Weh hopes voters will agree. “Tom Udall has voted with Barack Obama 94 percent of the time,” he told LifeSiteNews. "His progressive, far-Left ideology is out of the mainstream. He is a rubber stamp for Barack Obama. The man has never broken with the failed policies of this administration, never.”
“Tom is a career politician who likes his job,” Weh said. “It's the family business.” The Udall political dynasty is known for its liberal policies, often being compared to the Kennedy clan. Tom's uncle, Mo Udall, was a member of the U.S. House of Representatives from Arizona and a Democratic presidential hopeful in 1976. His cousin, Mark Udall, is also running for re-election to the Senate from Colorado against Cory Gardner.

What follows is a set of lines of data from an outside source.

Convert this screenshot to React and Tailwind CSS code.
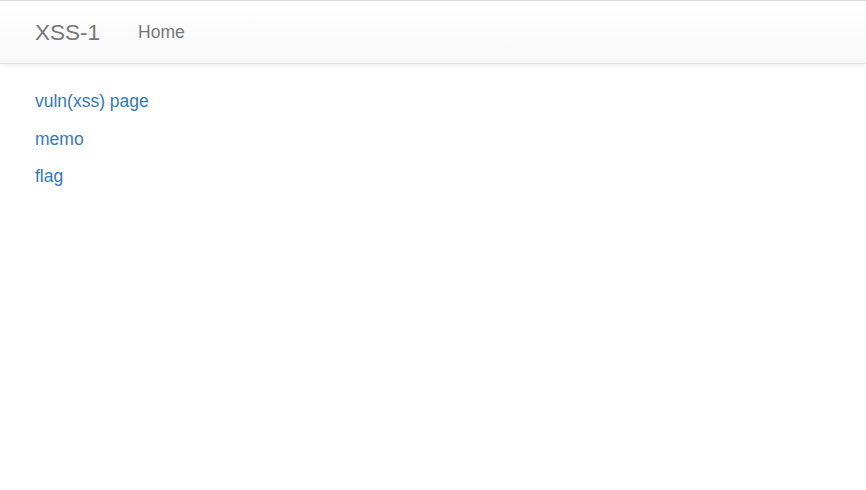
export default function App() {
  const links = ["vuln(xss) page", "memo", "flag"];
  return (
    <div className="min-h-screen bg-white font-['Liberation_Sans',Arial,sans-serif] text-[17.5px] leading-[25px] text-[#333]">
      <nav className="border-y border-t-[#dcdcdc] border-b-[#e0e0e0] bg-gradient-to-b from-white to-[#f8f8f8] shadow-[0_1px_5px_rgba(0,0,0,0.075)]">
        <div className="flex h-[62px] items-center pl-[16px]">
          <a className="px-[19px] text-[22.5px] leading-[25px] text-[#777]" href="#">
            XSS-1
          </a>
          <a className="px-[19px] text-[17.5px] leading-[25px] text-[#777]" href="#">
            Home
          </a>
        </div>
      </nav>
      <div className="mt-[25px] pl-[35px]">
        {links.map((l) => (
          <p key={l} className="mb-[12.5px]">
            <a className="text-[#337ab7]" href="#">
              {l}
            </a>
          </p>
        ))}
      </div>
    </div>
  );
}
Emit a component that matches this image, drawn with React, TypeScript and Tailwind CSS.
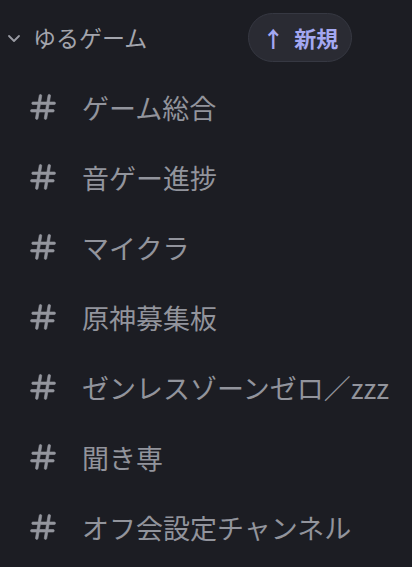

The entrenched power of incumbents makes Weh believe that term limits are necessary to restore a citizen democracy. “Guys go to Washington, and their first order of business is to vote and figure out how to take positions that perpetuate this $174,000 job that they are in love with and keep the job and stay there forever,” he said. “It's a bipartisan problem.”
“We need them out of there, and we need people to go in for two terms and move on,” he added. He plans to introduce a term limits bill with a Democratic co-sponsor that would “grandfather every senator who's in the chamber,” so that “it's non-threatening” to the current crop of legislators.
After passage, he estimated, it will “take 20 years or so – maybe a little less, maybe a little more – to flush the system.”
Weh believes securing the U.S. border is “a national security issue” that must be undertaken before changing immigration law, but according to his website he is open to the idea of a pathway to citizenship for the estimated 11-15 million illegal immigrants in the United States. In addition to National Right to Life, Weh has won endorsements from the National Rifle Association and Citizens Against Government Waste.
Weh has also blasted Udall and Obama for their approach to the Middle East. “You don't take things off the table when you talk to your adversary,” he said. Obama “has damaged this country, this country's reputation, this country's national defense, and this country's foreign policies and in ways that are hard to imagine.”
“If you like what Barack Obama is doing and if you like what is going on in Washington, you should vote for Tom Udall,” he said. “If you don't, you need to vote for me.”
Polls currently show Weh trailing Udall by approximately 12 points.